I purchased 6 mowers a couple weeks ago at an auction. I paid anywhere from $50 (yes, fifty, not a typo) to $750 and they all start on first pull and cut grass doing nothing to them. The one I paid $750 for is in like new condition (appears to have been used very little, IF at all). I'd compare it to ones I see for sale online on other sites for $4000.


----------



## jimbeckel (May 27, 2018)

walk1355 said:


> Austinite said:
> 
> 
> > lol. Funny Tacoma comment there...
> ...


I bought my mower from this Ebay seller, his name is Chris, he has been in this business for many years, he has a really nice business. He is located in Rutherfordton NC out in the mountains. I called him up and told him what I was looking for over the phone, he shot me a price and I drove out 6 hours each way and got my mower. He has been helpful with a couple of issues I have had rebuilding mine. He runs a nice business and I am looking at redoing another as a verticutter unit.


----------



## jimbeckel (May 27, 2018)

There is also a flex 21 for sale on Ebay in Myrtle Beach SC privately owned that also looks nice. I contemplated buying it but chose to redo my own.


----------



## Austinite (Oct 4, 2018)

jimbeckel said:


> walk1355 said:
> 
> 
> > Austinite said:
> ...


I just reached out to Chris from eBay. Very responsive guy. He certainly knows his stuff. Amazing how many he has sold and has a 100% satisfactory rating.

Anyway, thanks for the post.


----------



## Ware (Jan 28, 2017)

Prairie Turf is a used equipment dealer that sources mowers on the newer end of the spectrum. They are in Canada, but ship mowers into the U.S. weekly.

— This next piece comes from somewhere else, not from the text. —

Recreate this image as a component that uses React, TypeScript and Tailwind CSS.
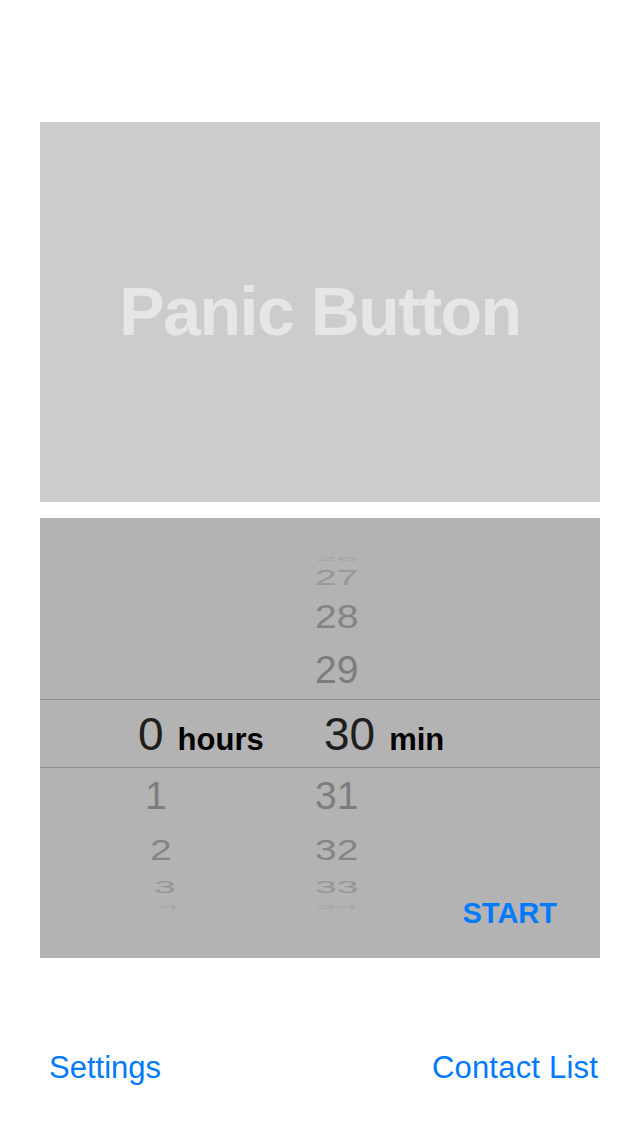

http://prairieturfequipment.com/product-category/walking-greens-mowers/


----------



## Austinite (Oct 4, 2018)

Awesome, thanks ware!


----------



## jimbeckel (May 27, 2018)

Austinite said:


> jimbeckel said:
> 
> 
> > walk1355 said:
> ...


He was really nice and helpful in person when I drove to pick my unit up, he has quite the business. I would buy from him again, if you end up buying from him, mention that I'm the guy who restored one of his beaters. He'll know exactly who you are talking about. Good luck finding your next mower.


----------



## KevC (Dec 27, 2018)

@Austinite @Ware 
Do you folks (or anyone on the thread) have a preference on freight delivery, how to choose/who to choose? (Or maybe there is a thread already you can point me too) 
Seems like $275-$375 is consistent estimate I have been getting from sellers when shipping from OH or NC to NH. 
Just starting to looking into reel mowers - but seems like shipping and maintenance are wild card costs that need to be accounted for.


----------



## Ware (Jan 28, 2017)

@KevC my experience has been that the used equipment dealers usually have a preferred freight company that they work with.


----------



## Austinite (Oct 4, 2018)

I paid $175 with southeastern freight.

If you're able to pickup locally, have it shipped to local dock. Residential delivery adds $$$.


----------



## g-man (Jun 15, 2017)

Price for shipping depends on distance and season. It simply follows offer and demand.


----------



## KevC (Dec 27, 2018)

Thanks for the reply's - set an account up with uShip and a few hypothicals came back between $275-$500
The idea to pick up at the local "dock" make sense @Austinite 
Now is the matter of growing a KBG section that requires a reel mower


----------



## g-man (Jun 15, 2017)

@KevC I reel mowed my northern mix from 3/4 to 1in on 2018. No need to have a kbg section.


----------



## KevC (Dec 27, 2018)

Wow, good to know - fescues and all (I presume)
Watching videos and forum discussions on Poa Annua and Poa Trivialis now - and going to have nightmares. 
Sometimes ignorance is bliss , thinking I've got a few areas that will need to be addressed this next season, after the snow melts, on the front yard that I thought was ok. 
Anyways the more I know the better - arming myself with knowledge.


----------



## MasterMech (Sep 24, 2017)

Austinite said:


> jimbeckel said:
> 
> 
> > walk1355 said:
> ...


Chris is indeed a straight shooter, I bought my machine from him and he only about an hour's drive from me.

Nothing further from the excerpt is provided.